I am struggling hard to understand the pushforwards and pullbacks of cosheaves. Are they also cosheaves? And what are quasicoherent cosheaves? Is there anything like coquasicoherent cosheaves? Please tell me a good refernce on theses topics, if there is some.
edit: I was assuming you wanted an equalizer sheaf property, but this is not the definition of cosheaf, see comments - the following has nothing to do with cosheaves then!
If by "cosheaf" you mean a covariant functor from the opens of a space to sets/groups/etc., you could look at Moerdijk/MacLane's "Sheaves in Geometry and Logic" - there you can learn some general sheaf theory on sites, which includes the cosheaf case. In particular pushforward and pullback are transport along the the two functors comprising a "geometric morphism". The notion of quasicoherent (co)sheaf can maybe also be defined in this generality by saying that something should look locally like a pullback from the "base topos".
Sorry for the jargon, I didn't get from your question what exactly you are up to - just take a look at the book and see if it suits you.
I've written a preprint about (what I call) contraherent cosheaves of modules over the structure sheaf of rings of a scheme -- http://arxiv.org/abs/1209.2995 . These are a kind of dual creatures to quasi-coherent sheaves. The preprint will be updated and expanded (eventually).
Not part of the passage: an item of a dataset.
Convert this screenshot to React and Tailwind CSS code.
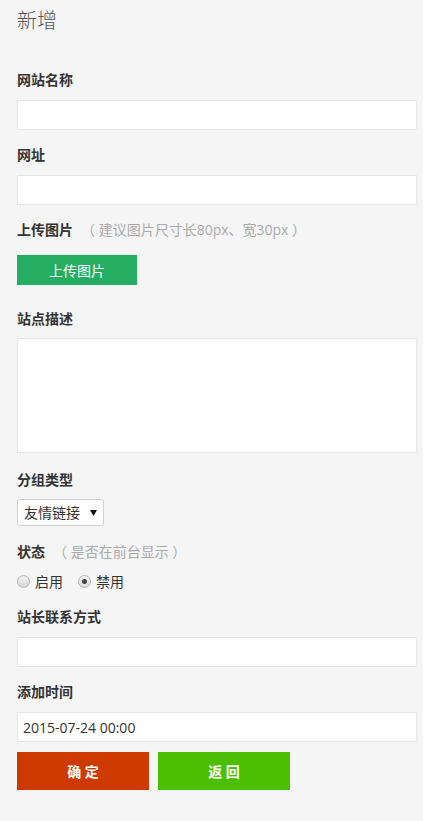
export default function App() {
  const font = { fontFamily: '"Open Sans", "Noto Sans CJK SC", sans-serif' };
  return (
    <div className="min-h-[821px] w-full bg-[#f5f5f5] text-[#333]" style={font}>
      <div className="px-[17px] pt-[6px] pb-[31px] w-[423px]">
        <div className="text-[20px] leading-[30px] text-[#555] font-light">新增</div>

        <div className="mt-[34px] text-[14px] leading-5 font-bold text-[#333]">网站名称</div>
        <div className="mt-[10px] h-[30px] w-[400px] bg-white border border-[#e6e6e6]"></div>

        <div className="mt-[15px] text-[14px] leading-5 font-bold">网址</div>
        <div className="mt-[10px] h-[30px] w-[400px] bg-white border border-[#e6e6e6]"></div>

        <div className="mt-[15px] text-[14px] leading-5 flex items-center">
          <span className="font-bold">上传图片</span>
          <span className="ml-[8px] text-[#aaa]">（ 建议图片尺寸长80px、宽30px ）</span>
        </div>
        <div className="mt-[15px] h-[30px] w-[120px] bg-[#25ae62] text-white text-[14px] flex items-center justify-center">上传图片</div>

        <div className="mt-[24px] text-[14px] leading-5 font-bold">站点描述</div>
        <div className="mt-[9px] h-[115px] w-[400px] bg-white border border-[#e6e6e6]"></div>

        <div className="mt-[17px] text-[14px] leading-5 font-bold">分组类型</div>
        <div className="mt-[9px] h-[27px] w-[87px] bg-white border border-[#cfcfcf] rounded-[3px] flex items-center pl-[6px] text-[14px] text-[#333]">
          <span>友情链接</span>
          <svg className="ml-[10px]" width="7" height="6" viewBox="0 0 7 6">
            <polygon points="0,0 7,0 3.5,6" fill="#111" />
          </svg>
        </div>

        <div className="mt-[16px] text-[14px] leading-5 flex items-center">
          <span className="font-bold">状态</span>
          <span className="ml-[8px] text-[#aaa]">（ 是否在前台显示 ）</span>
        </div>
        <div className="mt-[9px] h-5 flex items-center text-[14px]">
          <span className="w-[13px] h-[13px] rounded-full border border-[#b5b5b5] bg-gradient-to-b from-[#f0f0f0] to-[#d8d8d8]"></span>
          <span className="ml-[5px]">启用</span>
          <span className="ml-[15px] w-[13px] h-[13px] rounded-full border border-[#b5b5b5] bg-gradient-to-b from-[#f4f4f4] to-[#dcdcdc] flex items-center justify-center">
            <span className="w-[5px] h-[5px] rounded-full bg-[#444]"></span>
          </span>
          <span className="ml-[5px]">禁用</span>
        </div>

        <div className="mt-[16px] text-[14px] leading-5 font-bold">站长联系方式</div>
        <div className="mt-[10px] h-[30px] w-[400px] bg-white border border-[#e6e6e6]"></div>

        <div className="mt-[15px] text-[14px] leading-5 font-bold">添加时间</div>
        <div className="mt-[10px] h-[30px] w-[400px] bg-white border border-[#e6e6e6] flex items-center pl-[5px] text-[14px] text-[#333]">2015-07-24 00:00</div>

        <div className="mt-[10px] flex gap-[9px]">
          <div className="h-[38px] w-[132px] bg-[#cc3a00] text-white text-[14px] font-bold flex items-center justify-center">确 定</div>
          <div className="h-[38px] w-[132px] bg-[#4cbe00] text-white text-[14px] font-bold flex items-center justify-center">返 回</div>
        </div>
      </div>
    </div>
  );
}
If you have the stomach for hard topos theory a good reference is
Singular coverings of toposes -- M. Bunge, J. Funk
The first chapter is probably enough to answer your question. The upshot is that if you have a site, then the category of cosheaves can be identified with the category of cocontinuous functors on the category of sheaves. This should give you a pretty good idea of what operations you can perform on cosheaves.
Btw, in this context, cosheaves are also called Lawvere distributions -- distributions because of the analogy with the Riesz representation theorem that identifies measures (cosheaves) with linear functionals (cocontinuous functors).
Hope it helps, regards, G. Rodrigues
According to Skliarienko, the Borel-Moore homology (with coefficients in a sheaf) is badly "defective"; and the "right" homology should have coefficients in a co(pre)sheaf. (He makes this point in a few of his works; but most clearly in the editor's comments to the Russian translation of Bredon's "Sheaf theory".)
In fact, there exist two papers by Beniaminov which are precisely about this. I'm a bit puzzled that Skliarienko cited them with enthusiasm in early 1970s, but later ignored on several occasions when speaking of the desired cosheaf homology. There is also a followup paper by Golovin which I haven't checked yet.